Murphy’s principal concern in response to the no-merit report is his belief that he was sentenced upon inaccurate information about the nature of the offense.  The criminal complaint was based on the child’s statement that Murphy rubbed his penis against the child’s vagina for approximately four minutes and then started to push his penis “onto” the child’s “private” causing her pain.  The complaint recited Murphy’s statement to police that he rubbed his penis against the child’s vagina but that he was not trying to penetrate her vagina with his penis.  The revocation summary described the offense as follows:  “The offender removed his penis from his underwear and began to rub his penis against her vagina for approximately four minutes.  He began to push his penis into her vagina, which caused her pain….”  (Emphasis added).  Murphy’s concern is over the disparity between the criminal complaint’s allegation that he pushed “onto” the child’s vagina and the revocation summary’s description that he attempted to push “into” her vagina.

At the sentencing after revocation hearing, the sentencing court first asked if there were any corrections to be made to the revocation summary.  No attention was drawn to the “into” characterization of the offense in the revocation summary.  The prosecutor described the offense as including an attempt to have penetration, but that penetration did not take place.  The court indicated that it would take into consideration its prior knowledge of the case, including the presentence investigation report (PSI) filed in 2000 and other information reviewed at the time of the original sentencing,[3] the revocation summary, the arguments of counsel, and the statement by Murphy’s ex-wife made in court that day.  In assessing the severity of the offense, the court stated that what it knew of the crime came from the information provided in the criminal complaint and the PSI which was, in large part, taken from the victim’s statement.  The court described the victim’s report that Murphy rubbed his “‘front private’ against her ‘front private’ for about four minutes and that you then started to push your private into her private causing her pain.”  (Emphasis added.)  The court acknowledged that Murphy admitted the allegation but that Murphy said he was not trying to penetrate her vagina.  It went on to assess the nature of the crime as loathsome, repugnant, shocking, and vile.  However, it placed emphasis of Murphy’s relationship with the child, the fact that the child called him “Daddy,” and Murphy’s violation of “that bond of trust.”
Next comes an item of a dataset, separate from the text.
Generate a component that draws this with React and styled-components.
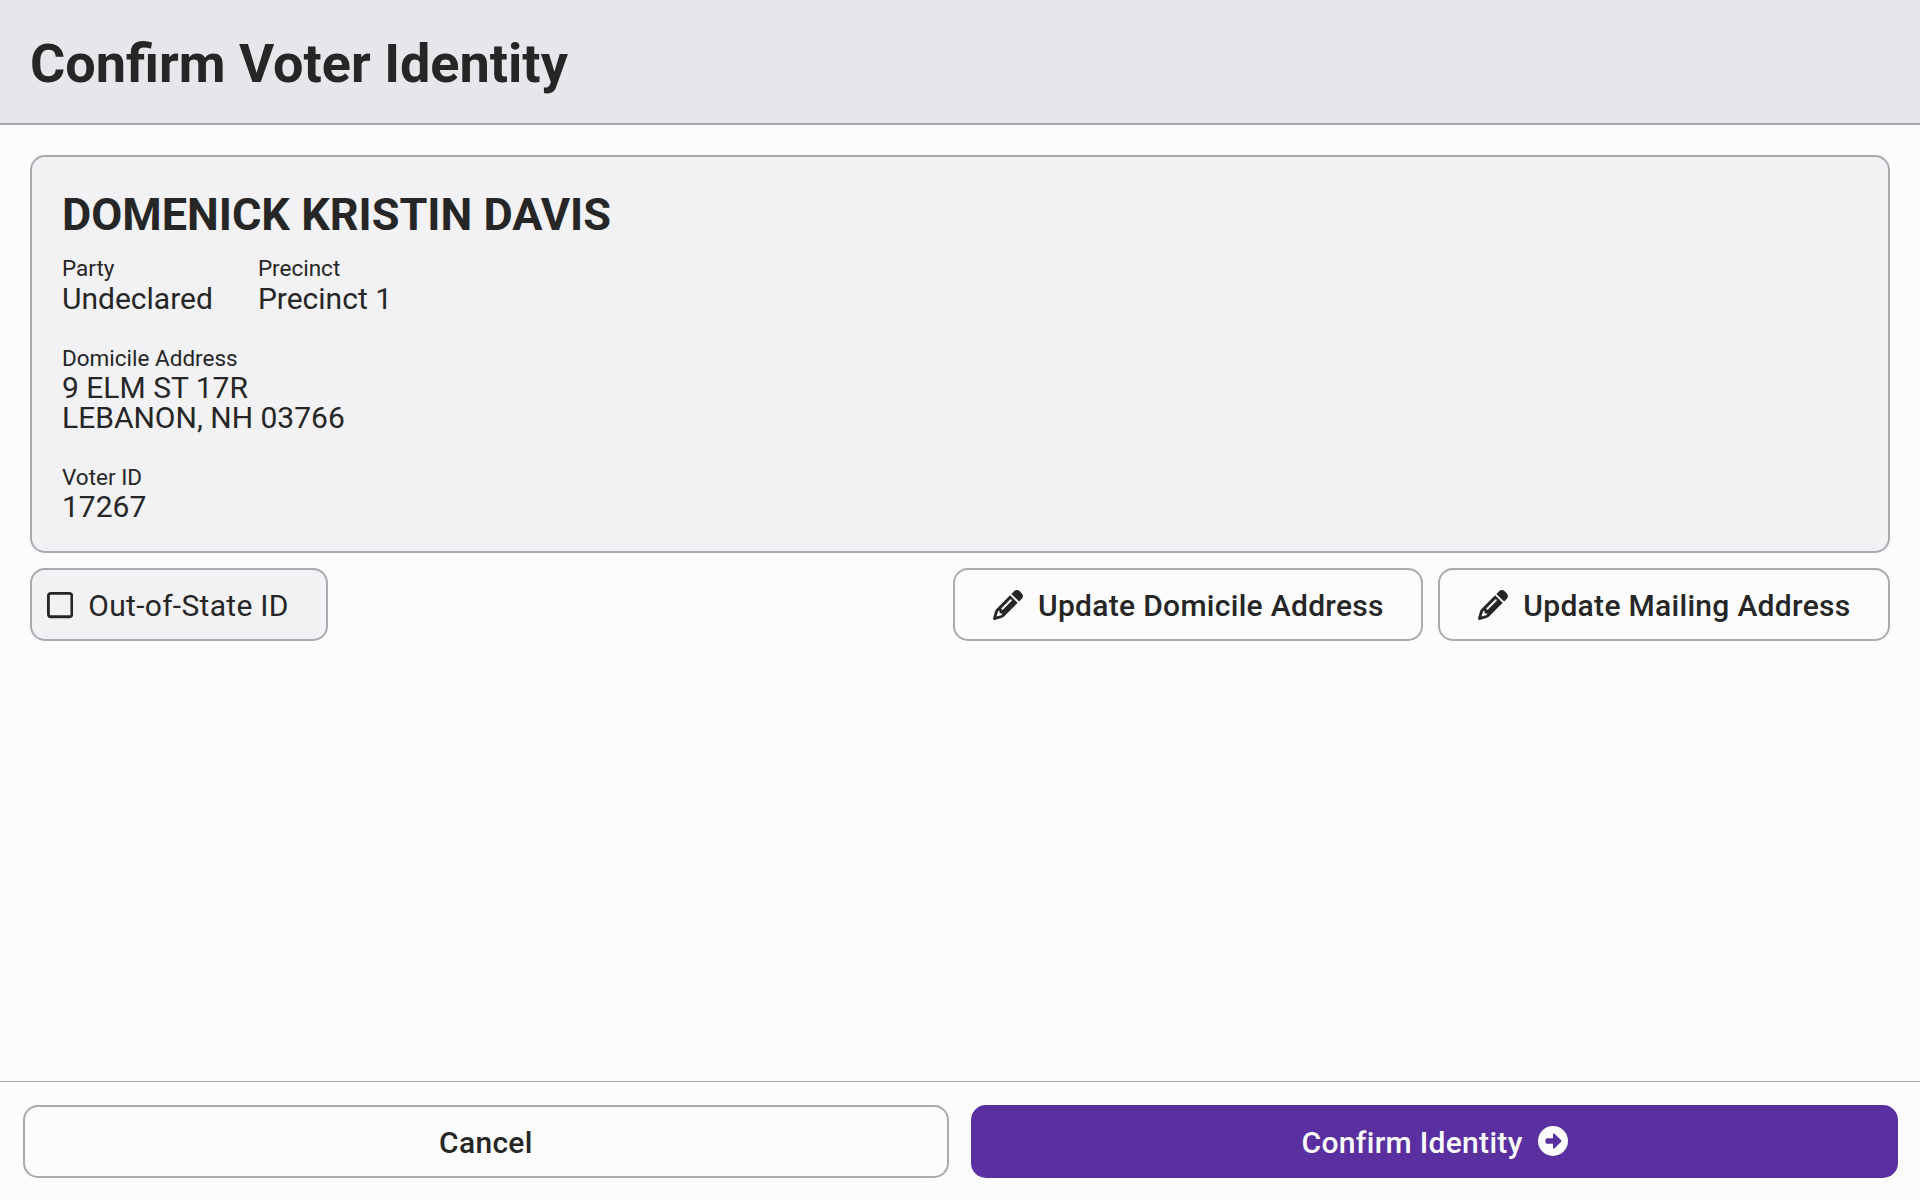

A defendant has a due process right to be sentenced on the basis of accurate information.  State v. Tiepelman, 2006 WI 66, ¶9, 291 Wis. 2d 179, 717 N.W.2d 1.  To establish a due process violation, the defendant must show both that the information was inaccurate and that the court actually relied on the inaccurate information in the sentencing.  Id., ¶26. 

There is no merit to Murphy’s contention that the sentencing court relied on the “into” characterization of the offense in the summary revocation.  The court specifically stated it relied on the information in the criminal complaint and PSI with respect to the offense, both of which used the word “onto” to describe the offense.  Although the sentencing court used the “into” word when describing the offense, it was nothing more than a misstatement in light of the court’s explicit reliance on the complaint and PSI description.  Moreover, the crime was fully committed by Murphy’s rubbing action, something he admitted.  If any distinction can be drawn between “onto” and “into,” it has no significance in this case because it was not relied on.  The court would have assessed the loathsome nature of the crime the same regardless of which version of the offense description was factually accurate.  Its assessment of the severity of the crime was driven by Murphy’s status as a father figure for the child. 

We acknowledge that immediately after assessing the loathsome nature of the crime, the sentencing court discussed the seriousness of the crime in terms of today’s crime known as first-degree sexual assault of a child by sexual intercourse with a child under the age of twelve under Wis. Stat. § 948.02(1)(b).  By reference to § 948.02(1)(b), the court explained how the law regarding sexual assault of children has dramatically changed since Murphy committed his crime in 2000.  The court explained that under § 948.02(1)(b) sexual intercourse “means vulvar penetration, however slight.”  It stated that “the facts of this case, I think under today’s law, might fit that particular situation based on [the victim’s] statement.”  It continued that under current sexual assault law Murphy would never have been afforded the privilege of probation upon conviction because a violation of § 948.02(1)(b) requires a mandatory minimum prison sentence of twenty-five years.  See Wis. Stat. § 939.616(1r).  Our determination that there is no merit to a claim that the sentence was based on inaccurate information does not change because of the sentencing court’s discussion of § 948.02(1)(b).  The court’s reference to penetration, however slight, illustrates that under the facts of the case there is no distinction between characterizing the post-rubbing conduct as “onto” or “into.”  Rubbing “onto” to the point of causing the victim pain can be equated with penetration, however slight.  So even if the court used “into” or otherwise equated Murphy’s conduct with slight penetration, it was not an inaccurate assessment of the nature of the crime. 

There is no merit to a claim that Murphy was sentenced upon inaccurate information.  Our review of the record discloses no other potential issues for appeal.  Accordingly, this court accepts the no-merit report, affirms the conviction, and discharges appellate counsel of the obligation to represent Murphy further in this appeal.

Upon the foregoing reasons,

IT IS ORDERED that the judgment of conviction is summarily affirmed.  See Wis. Stat. Rule 809.21.

IT IS FURTHER ORDERED that Attorney Michelle L. Velasquez is relieved from further representing Shawn D. Murphy in this appeal.  See Wis. Stat. Rule 809.32(3).


 

Diane M. Fremgen

Clerk of Court of Appeals

 



[1]  All references to the Wisconsin Statutes are to the 2013-14 version unless otherwise noted.

[2]  At two places the revocation summary repeats information provided in sex offender program reports completed as part of Murphy’s discharge from sex offender treatment for noncompliance.  The snformation does not repeat statements Murphy made in treatment. 

[3]  The sentencing court conducted the original sentencing of Murphy in 2000.  A transcript of the original sentencing was not available.  The PSI used the word “onto” when describing the offense.